Whakawhānautanga whakaaturanga kumu

Breech means that your pēpi (baby) is lying with their bottom, knees or feet first, rather than being head down.

It's very common for pēpi (babies) to be lying in the breech position in the second trimester but most pēpi turn on their own. By 37 weeks, only about three or four out of every 100 pēpi (3 to 4%) are still breech. If your midwife or LMC suspects that your pēpi is breech during the third trimester, they may recommend a scan to check.

Turning your pēpi

Because it's more straightforward to give birth to a pēpi baby who is head first, women who have a breech pēpi at 36 to 37 weeks may be offered a procedure called external cephalic version (ECV).

During ECV, an obstetrician (a doctor who cares for women during pregnancy and childbirth) turns your pēpi from the outside by using gentle pressure on your tummy (abdomen).

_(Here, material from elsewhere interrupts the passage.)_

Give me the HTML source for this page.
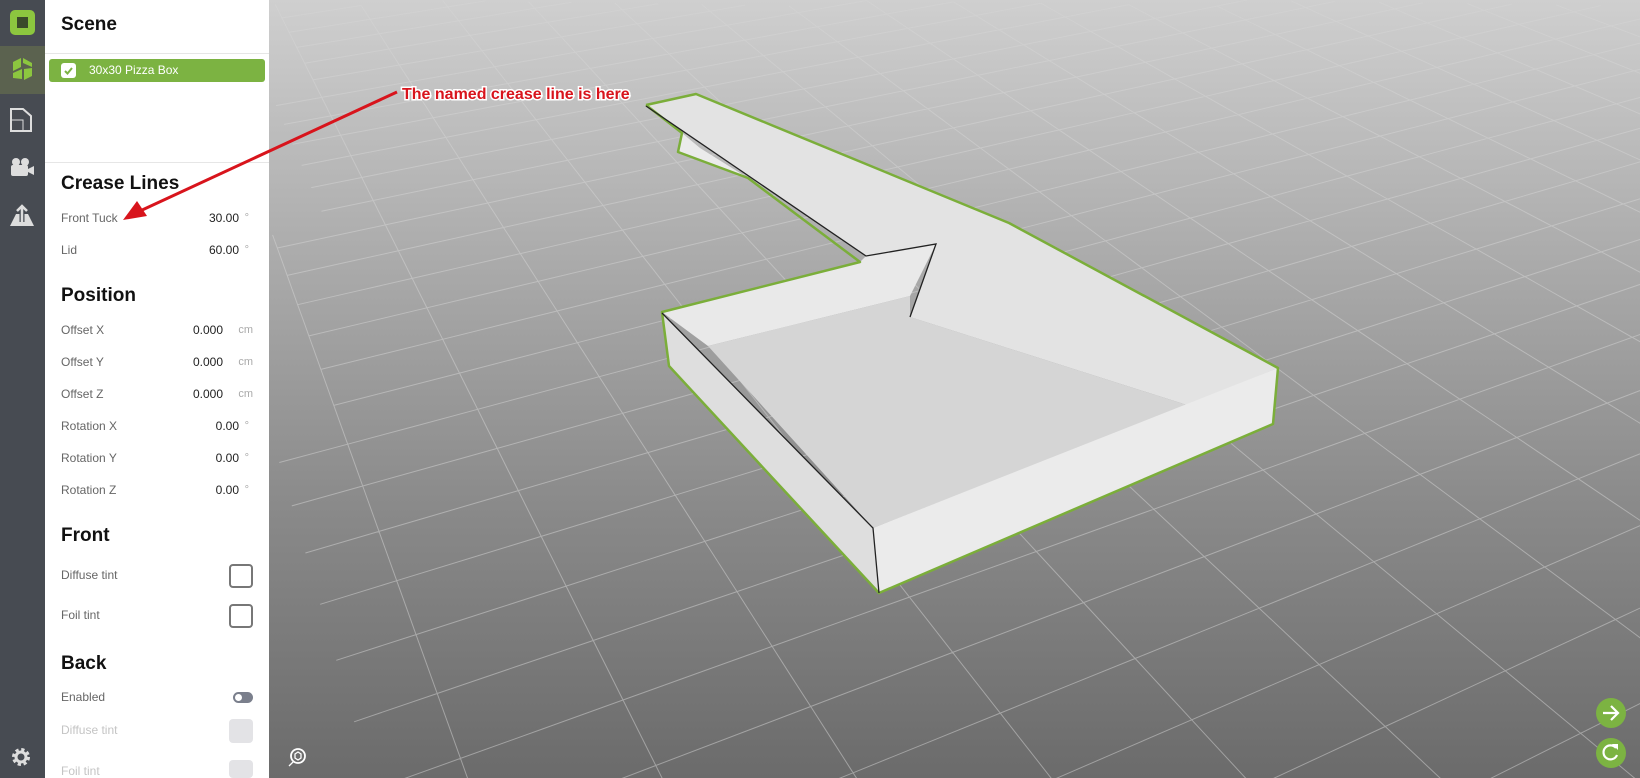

These illustrations show how this is done. About half of all ECVs are successful in turning the pēpi.

Breech Baby

You can find out more about ECV through this leaflet.

Moxibustion is another way to encourage the pēpi to turn. It's a traditional Chinese medicine technique that uses tightly bound herbs, or moxa, by burning them close to acupuncture points on the skin. It's painless.

Moxibustion may help turn some breech pēpi babies when it's combined with either acupuncture or postural techniques. Ask your care provider for more information.

Choices for birth

If your pēpi remains breech at the end of your pregnancy, your midwife or LMC will discuss options for birth with you. They may recommend that you see an obstetrician to decide whether to plan for a vaginal breech birth or a caesarean section.